🧠 The Art of Learning Stuff Quickly

Techniques for learning new programming skills faster and remembering them!

🧠 The Art of Learning Stuff Quickly

It’s hard to remember now, but there was a time before the Internet 😱.

A time when learning meant poring over textbooks, attending lectures, and scouring libraries for the right resources.

As a learner in this day and age, it's hard to imagine a world without the vast wealth of knowledge and information available at our fingertips. But even with the world wide web at our disposal, learning new programming skills can still feel like a daunting task.

And learning anything fast can be just as tricky now as it was back then.

The technology landscape is constantly evolving, and staying on top of the latest trends and tools is essential for staying relevant in the industry.

Yet, with so much information out there, how can you possibly keep up?

Learning quickly and efficiently is very important as a programmer.
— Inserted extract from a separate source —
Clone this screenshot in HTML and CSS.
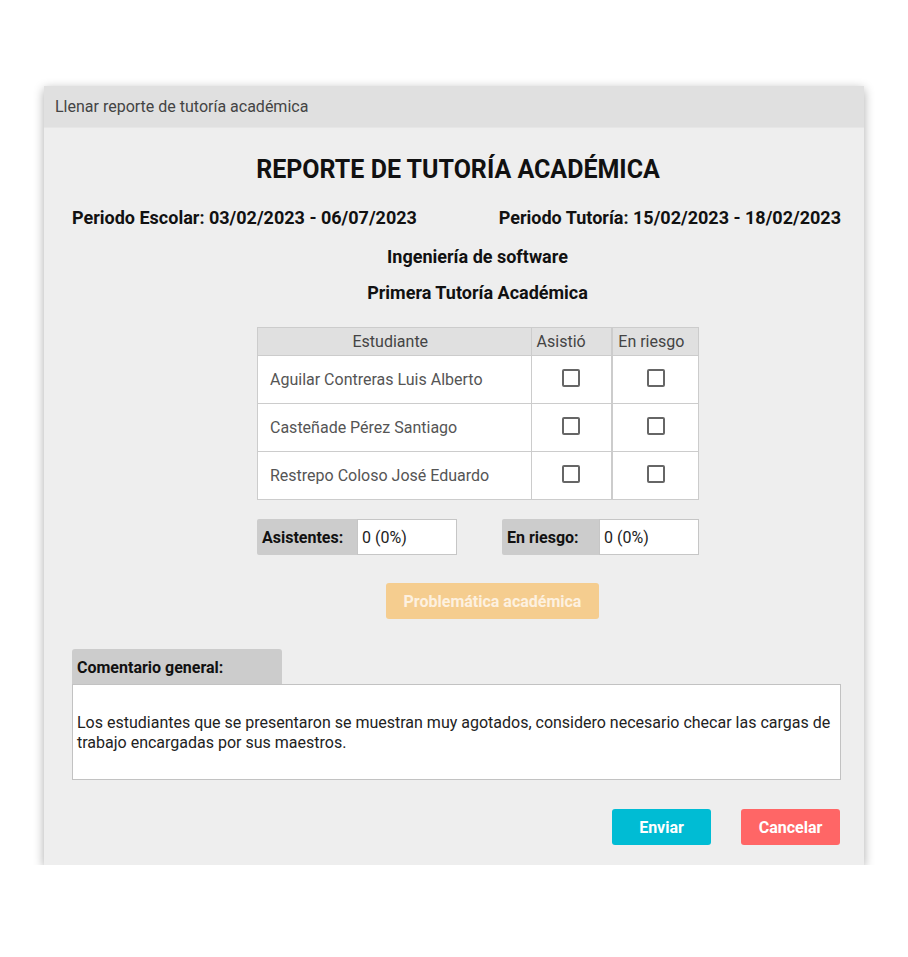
FILE: index.html
```html
<!DOCTYPE html>
<html lang="es">
<head>
<meta charset="utf-8">
<title>Llenar reporte de tutoría académica</title>
<link rel="stylesheet" href="styles.css">
</head>
<body>
<div class="dialog">
  <div class="dialog-header">Llenar reporte de tutoría académica</div>
  <div class="dialog-body">
    <h1 class="title">REPORTE DE TUTORÍA ACADÉMICA</h1>
    <div class="periods">
      <span>Periodo Escolar: 03/02/2023 - 06/07/2023</span>
      <span>Periodo Tutoría: 15/02/2023 - 18/02/2023</span>
    </div>
    <div class="subtitle sub1">Ingeniería de software</div>
    <div class="subtitle sub2">Primera Tutoría Académica</div>

    <div class="table-wrap">
      <table class="students">
        <thead>
          <tr>
            <th class="c-name">Estudiante</th>
            <th class="c-att">Asistió</th>
            <th class="c-risk">En riesgo</th>
          </tr>
        </thead>
        <tbody>
          <tr>
            <td class="c-name">Aguilar Contreras Luis Alberto</td>
            <td class="c-att"><span class="cb"></span></td>
            <td class="c-risk"><span class="cb"></span></td>
          </tr>
          <tr>
            <td class="c-name">Casteñade Pérez Santiago</td>
            <td class="c-att"><span class="cb"></span></td>
            <td class="c-risk"><span class="cb"></span></td>
          </tr>
          <tr>
            <td class="c-name">Restrepo Coloso José Eduardo</td>
            <td class="c-att"><span class="cb"></span></td>
            <td class="c-risk"><span class="cb"></span></td>
          </tr>
        </tbody>
      </table>

      <div class="summary">
        <div class="field f1">
          <span class="field-label">Asistentes:</span>
          <span class="field-value">0 (0%)</span>
        </div>
        <div class="field f2">
          <span class="field-label">En riesgo:</span>
          <span class="field-value">0 (0%)</span>
        </div>
      </div>
    </div>

    <div class="problem-row">
      <button class="btn btn-problem">Problemática académica</button>
    </div>

    <div class="comment">
      <div class="comment-label">Comentario general:</div>
      <div class="comment-box">Los estudiantes que se presentaron se muestran muy agotados, considero necesario checar las cargas de trabajo encargadas por sus maestros.</div>
    </div>

    <div class="actions">
      <button class="btn btn-send">Enviar</button>
      <button class="btn btn-cancel">Cancelar</button>
    </div>
  </div>
</div>
</body>
</html>
```

FILE: styles.css
```css
* { box-sizing: border-box; }
html, body {
  margin: 0;
  padding: 0;
  background: #ffffff;
  font-family: Roboto, "Liberation Sans", Arial, sans-serif;
}
body {
  padding: 86px 0 0 44px;
}
.dialog {
  width: 820px;
  height: 779px;
  background: #eeeeee;
  box-shadow: 0 3px 10px rgba(0,0,0,0.33);
}
.dialog-header {
  height: 42px;
  background: #e0e0e0;
  border-bottom: 1px solid #e6e6e6;
  color: #444;
  font-size: 16px;
  padding: 12px 0 0 11px;
  line-height: 18px;
}
.dialog-body {
  padding: 0 23px 0 28px;
}
.title {
  margin: 0;
  padding-top: 27px;
  height: 73px;
  font-size: 25px;
  font-weight: 700;
  text-align: center;
  color: #111;
  line-height: 30px;
  margin-left: 3px;
}
.periods {
  display: flex;
  justify-content: space-between;
  font-size: 18px;
  font-weight: 700;
  color: #111;
  line-height: 22px;
  height: 22px;
  margin-top: 6px;
}
.subtitle {
  text-align: center;
  font-size: 18px;
  font-weight: 700;
  color: #111;
  line-height: 22px;
  margin-left: 42px;
}
.sub1 { margin-top: 17px; }
.sub2 { margin-top: 14px; }
.table-wrap {
  width: 442px;
  margin: 23px 0 0 185px;
}
.students {
  width: 442px;
  border-collapse: collapse;
  background: #fff;
  font-size: 16px;
  table-layout: fixed;
}
.students th, .students td {
  border: 1px solid #cccccc;
  padding: 0;
}
.students th {
  background: #e0e0e0;
  font-weight: 400;
  color: #444;
  height: 28px;
  text-align: left;
  padding-left: 5px;
}
.students th.c-name {
  text-align: center;
  padding: 0 8px 0 0;
}
.students td {
  height: 48px;
  color: #555;
}
.students td.c-name { padding-left: 12px; }
.students td.c-att, .students td.c-risk { text-align: center; }
.c-name { width: 273px; }
.c-att { width: 81px; border-right: 2px solid #cccccc !important; }
.c-risk { width: 86px; }
.cb {
  display: inline-block;
  width: 18px;
  height: 18px;
  border: 2px solid #666;
  border-radius: 2px;
  vertical-align: middle;
  position: relative;
  top: -2px;
  background: #fff;
}
.summary {
  display: flex;
  justify-content: space-between;
  margin-top: 19px;
}
.field {
  display: flex;
  height: 36px;
  font-size: 16px;
}
.field-label {
  background: #cccccc;
  font-weight: 700;
  color: #111;
  display: flex;
  align-items: center;
  padding-left: 5px;
  border-radius: 2px 0 0 2px;
}
.f1 .field-label { width: 100px; }
.f2 .field-label { width: 97px; }
.field-value {
  background: #fff;
  border: 1px solid #c6c6c6;
  width: 100px;
  display: flex;
  align-items: center;
  padding-left: 4px;
  color: #222;
}
.problem-row {
  margin-top: 28px;
  padding-left: 314px;
}
.btn {
  font-family: inherit;
  font-size: 16px;
  font-weight: 700;
  border: none;
  border-radius: 3px;
  height: 36px;
  color: #fff;
  padding: 0;
  cursor: pointer;
}
.btn-problem {
  width: 213px;
  background: #f5cd8f;
  color: #fdf1e0;
}
.comment {
  margin-top: 30px;
}
.comment-label {
  width: 210px;
  height: 35px;
  background: #cccccc;
  border-radius: 3px 3px 0 0;
  font-size: 16px;
  font-weight: 700;
  color: #111;
  padding: 9px 0 0 5px;
  line-height: 19px;
}
.comment-box {
  height: 96px;
  background: #fff;
  border: 1px solid #c2c2c2;
  font-size: 16px;
  line-height: 20px;
  color: #222;
  padding: 28px 4px 0 4px;
}
.actions {
  display: flex;
  justify-content: flex-end;
  gap: 30px;
  margin-top: 29px;
  padding-right: 1px;
}
.btn-send {
  width: 99px;
  background: #00bcd4;
}
.btn-cancel {
  width: 99px;
  background: #ff6666;
}
```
The ability to gain new skills, be it in new tools, coding languages or frameworks, is the essence of the job - it’s what we do best!

In this article, I’ll explore the art of learning stuff quickly - specifically, techniques for learning new programming skills faster and remembering them.

And I’ll share insights into how I pick things up more easily by learning how to learn.

Let’s get cracking!

The Traditional Methods of Learning

To gain a better understanding of how to learn, let’s look at traditional methods of learning.

Typically there are two main methods of learning: Guided and Unguided.

Guided learning is often associated with classroom-based education, where teachers provide students with a clear curriculum, assignments, and assessments.

Guided learning is effective because it provides a clear structure and direction for the learner, and the teacher can adjust their instruction based on the learner's progress.

Whereas, unguided learning is often associated with self-directed or informal education. This could include reading books or articles and watching videos or tutorials.

While unguided learning can be empowering and allow for more freedom and creativity, it can also be challenging without the guidance and support of a teacher or mentor.

I’m teaching myself how to code, what does this mean for me?

Well actually, if you are teaching yourself how to code then these methods shift slightly.

Guided learning turns into anything where you are following a guide: from books, watching YouTube videos or following a tutorial. You are learning from someone else.

Unguided learning will then be created by you, the learner. This could be in the form of building your own projects from scratch, taking a deeper dive into documentation, debugging code or anything else that allows for exploration without a guide.

You will need to find the perfect balance between guided and unguided learning methods if you want to pick things up quickly.

Relying too heavily on guided learning will keep you in tutorial hell, whereas purely unguided learning may slow you down as there will be a longer learning curve without some sort of guidance.

So let’s look at how to find that perfect balance.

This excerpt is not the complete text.